Most likely, the pseudocertainty effect.

https://en.wikipedia.org/wiki/Pseudocertainty_effect


> However management often confuses precision for accuracy

One of the best tools for estimation, I've discovered, is not an estimation technique at all, but a communication technique:

Build error bars into your estimates when you deliver them. My preferred way is to give 30/60/90 estimates: I'm 30% confident it'll be done in 20 hours, 60% confident it'll be done in 45 hours, and 90% confident it'll be done in 60 hours. Deliver estimates thusly to management and they can determine how safe they want to be. If they say "great, we'll plan on 45 hours," remind them that there's nearly even odds you don't hit that. If they complain that the range is too wide ("how can it be 20-60 hours?! I need more confidence!") then you can use that as justification for exercises which increase confidence (prototyping, more detailed planning, research around any unknown systems, etc).
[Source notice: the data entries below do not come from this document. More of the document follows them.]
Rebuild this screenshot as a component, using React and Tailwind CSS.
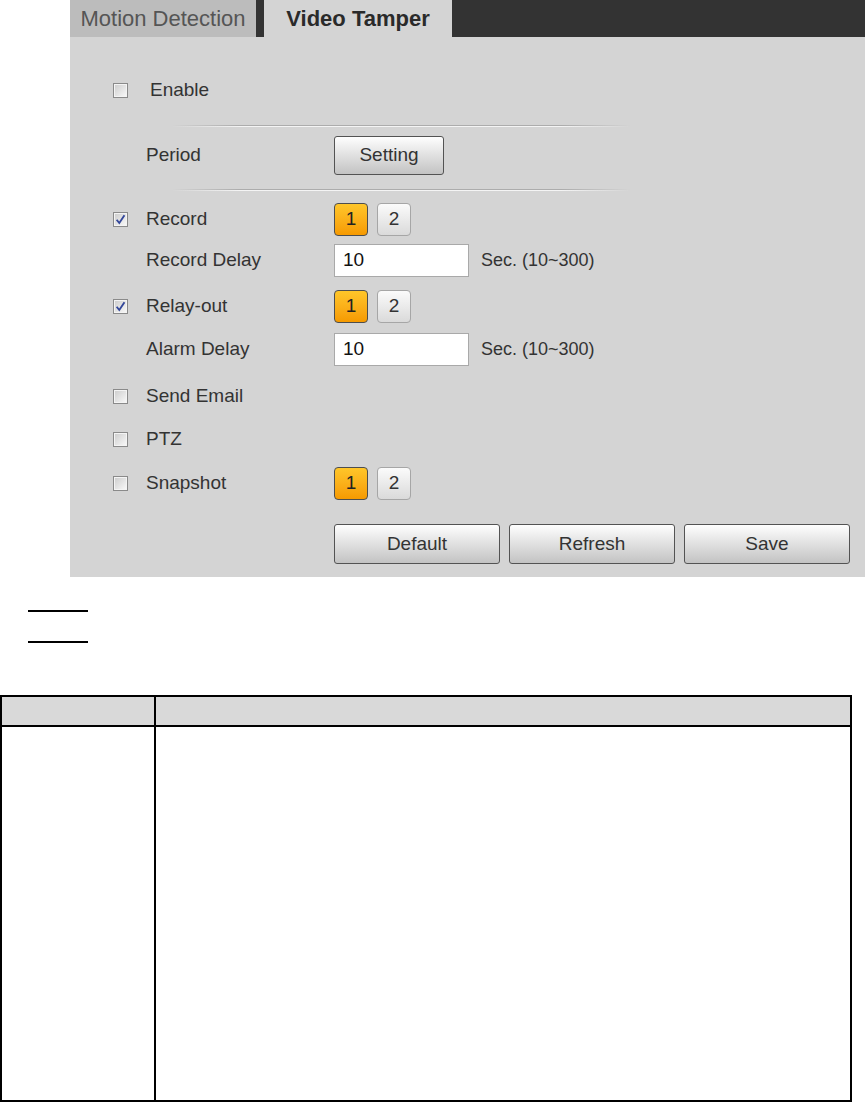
import React from 'react';

const font = { fontFamily: '"Liberation Sans", Arial, sans-serif' };

// small square checkbox, like the old camera web UI
const Check = ({ on }) => (
  <div className="w-[15px] h-[15px] border border-[#8a8a8a] bg-[#f4f4f4] p-px">
    <div className="w-full h-full bg-linear-to-br from-[#cfcfcf] to-[#f7f7f7] flex items-center justify-center">
      {on && (
        <svg width="11" height="11" viewBox="0 0 10 10">
          <path d="M1.5 5.2 L3.9 8.2 L8.6 1.2" fill="none" stroke="#33479a" strokeWidth="1.7" />
        </svg>
      )}
    </div>
  </div>
);

const Chan = () => (
  <div className="flex gap-[9px]">
    <div className="w-[34px] h-[33px] rounded-[4px] border border-[#4e4e4e] bg-linear-to-b from-[#ffc629] to-[#f69a00] flex items-center justify-center text-[19px] text-[#222]">1</div>
    <div className="w-[34px] h-[33px] rounded-[4px] border border-[#a6a6a6] bg-linear-to-b from-[#fbfbfb] to-[#dadada] flex items-center justify-center text-[19px] text-[#333]">2</div>
  </div>
);

const Divider = ({ mt }) => (
  <div className={`${mt} ml-[102px] w-[458px]`}>
    <div className="h-px bg-[linear-gradient(to_right,transparent,#acacac_15%,#acacac_85%,transparent)]" />
    <div className="h-px bg-[linear-gradient(to_right,transparent,#f4f4f4_15%,#f4f4f4_85%,transparent)]" />
  </div>
);

const Row = ({ mt, h = 'h-[33px]', box, on, label, children }) => (
  <div className={`${mt} ${h} flex items-center`}>
    <div className="w-[76px] pl-[43px]">{box && <Check on={on} />}</div>
    <div className="w-[188px] text-[19px] text-[#333]">{label}</div>
    {children}
  </div>
);

const Delay = () => (
  <div className="flex items-center">
    <div className="w-[135px] h-[33px] bg-white border border-[#a9a9a9] pl-[8px] flex items-center text-[19px] text-[#111]">10</div>
    <span className="ml-[12px] text-[18px] text-[#333]">Sec. (10~300)</span>
  </div>
);

const Btn = ({ w, h, children }) => (
  <div className={`${w} ${h} rounded-[3px] border border-[#535353] bg-linear-to-b from-[#fefefe] to-[#c3c3c3] flex items-center justify-center text-[19px] text-[#333]`}>
    {children}
  </div>
);

export default function App() {
  return (
    <div style={font} className="w-[865px] h-[1103px] bg-white relative overflow-hidden">
      <div className="ml-[70px] w-[795px] h-[577px] bg-[#d4d4d4]">
        <div className="h-[37px] bg-[#333] flex">
          <div className="w-[186px] bg-[#bcbcbc] flex items-center justify-center text-[22px] text-[#555]">Motion Detection</div>
          <div className="w-[8px]" />
          <div className="w-[188px] bg-[#d4d4d4] flex items-center justify-center text-[22px] font-bold text-[#2a2a2a]">Video Tamper</div>
        </div>

        <div className="mt-[33px] h-[40px] flex items-center">
          <div className="w-[80px] pl-[43px]"><Check /></div>
          <span className="text-[19px] text-[#333]">Enable</span>
        </div>

        <Divider mt="mt-[15px]" />

        <Row mt="mt-[9px]" h="h-[39px]" label="Period">
          <Btn w="w-[110px]" h="h-[39px]">Setting</Btn>
        </Row>

        <Divider mt="mt-[14px]" />

        <Row mt="mt-[12px]" box on label="Record"><Chan /></Row>
        <Row mt="mt-[8px]" label="Record Delay"><Delay /></Row>
        <Row mt="mt-[13px]" box on label="Relay-out"><Chan /></Row>
        <Row mt="mt-[10px]" label="Alarm Delay"><Delay /></Row>
        <Row mt="mt-[14px]" h="h-[32px]" box label="Send Email" />
        <Row mt="mt-[11px]" h="h-[32px]" box label="PTZ" />
        <Row mt="mt-[12px]" box label="Snapshot"><Chan /></Row>

        <div className="mt-[24px] ml-[264px] flex gap-[9px]">
          <Btn w="w-[166px]" h="h-[40px]">Default</Btn>
          <Btn w="w-[166px]" h="h-[40px]">Refresh</Btn>
          <Btn w="w-[166px]" h="h-[40px]">Save</Btn>
        </div>
      </div>

      <div className="mt-[33px] ml-[28px] w-[60px] h-[2px] bg-black" />
      <div className="mt-[29px] ml-[28px] w-[60px] h-[2px] bg-black" />

      <div className="mt-[52px] w-[852px] border-2 border-black">
        <div className="h-[30px] bg-[#d9d9d9] flex border-b-2 border-black">
          <div className="w-[154px] border-r-2 border-black" />
          <div className="flex-1" />
        </div>
        <div className="h-[373px] flex">
          <div className="w-[154px] border-r-2 border-black" />
          <div className="flex-1" />
        </div>
      </div>
    </div>
  );
}
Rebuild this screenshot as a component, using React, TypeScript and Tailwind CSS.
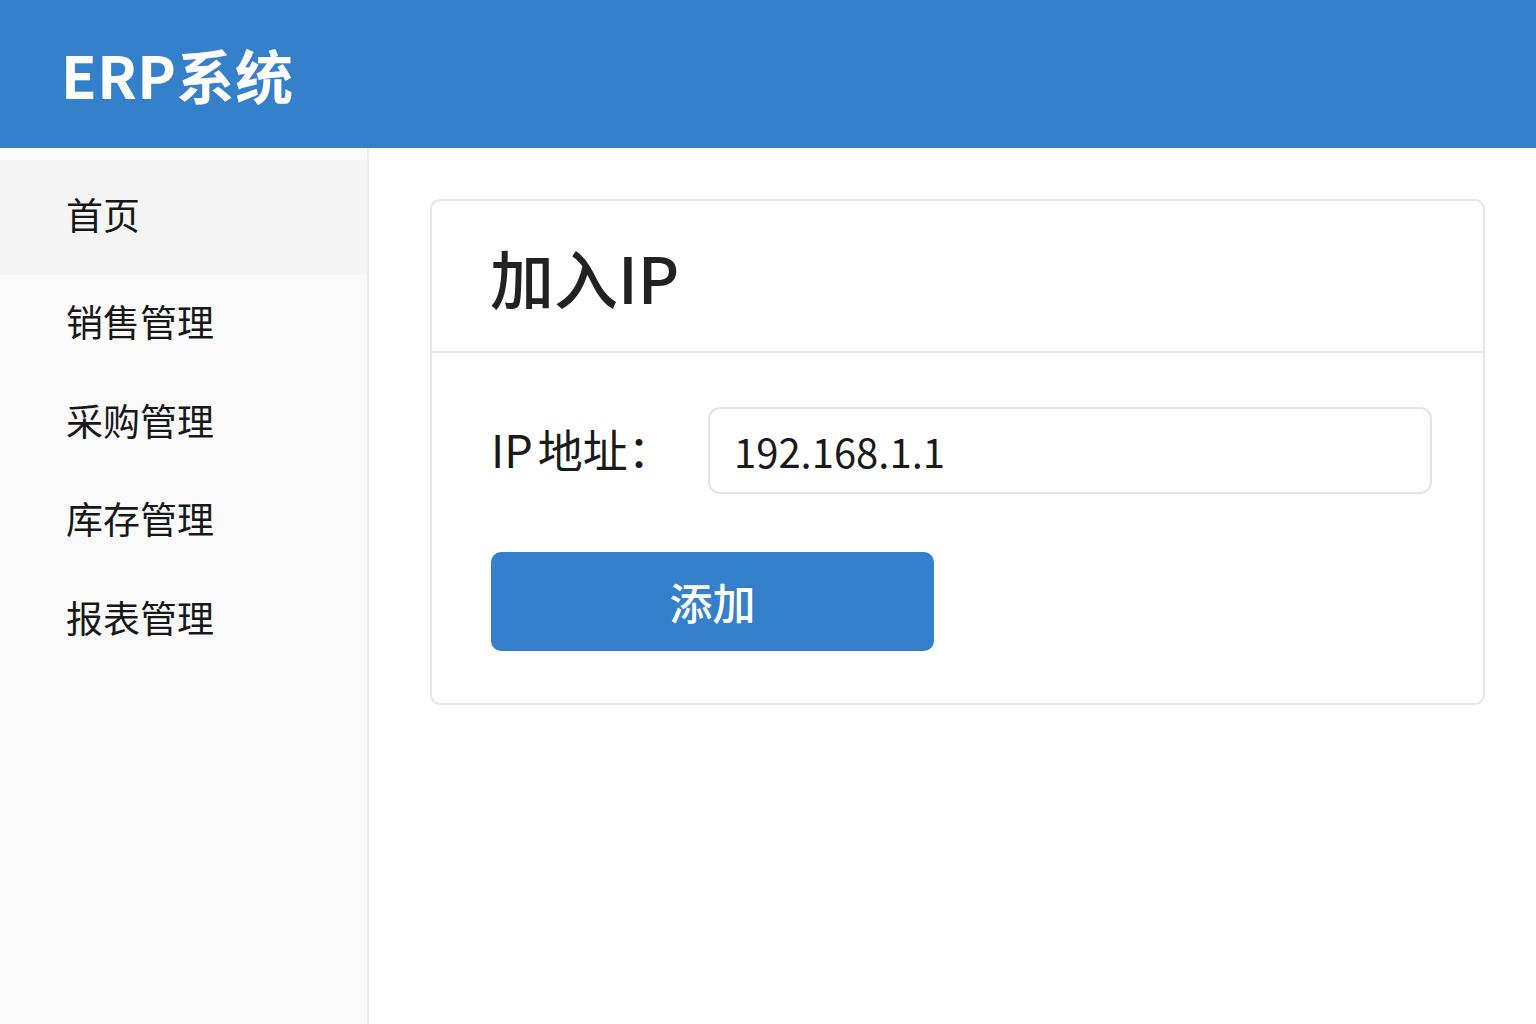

The exact format doesn't matter - maybe you prefer to give ranges or standard deviations or what-have-you - the important thing is to make it impossible for someone receiving your estimate to ignore the uncertainty in the numbers you give.


The US Navy developed program evaluation and review technique (PERT) way back in 1958 specifically to deal with that issue. It isn't perfect but it handles complex dependency chains and skewed variability just fine.

However, PERT hasn't been widely used in software. For most programs the improvement in estimation accuracy doesn't justify the management overhead. Better to do incremental delivery and reduce scope as needed to fit the schedule.


>However management often confuses precision for accuracy. In fact, not just management - but humans do.

And further down the path of madness, you have humans who confuse _lack_ of precision for accuracy, e.g. astrologers who prefer to base their theories and predictions on the movement of a single planet because taking other ones into account "creates confusion".


I agree with what you said, but I am confused. How are you able to give precise estimates and what are you estimating? Milestones?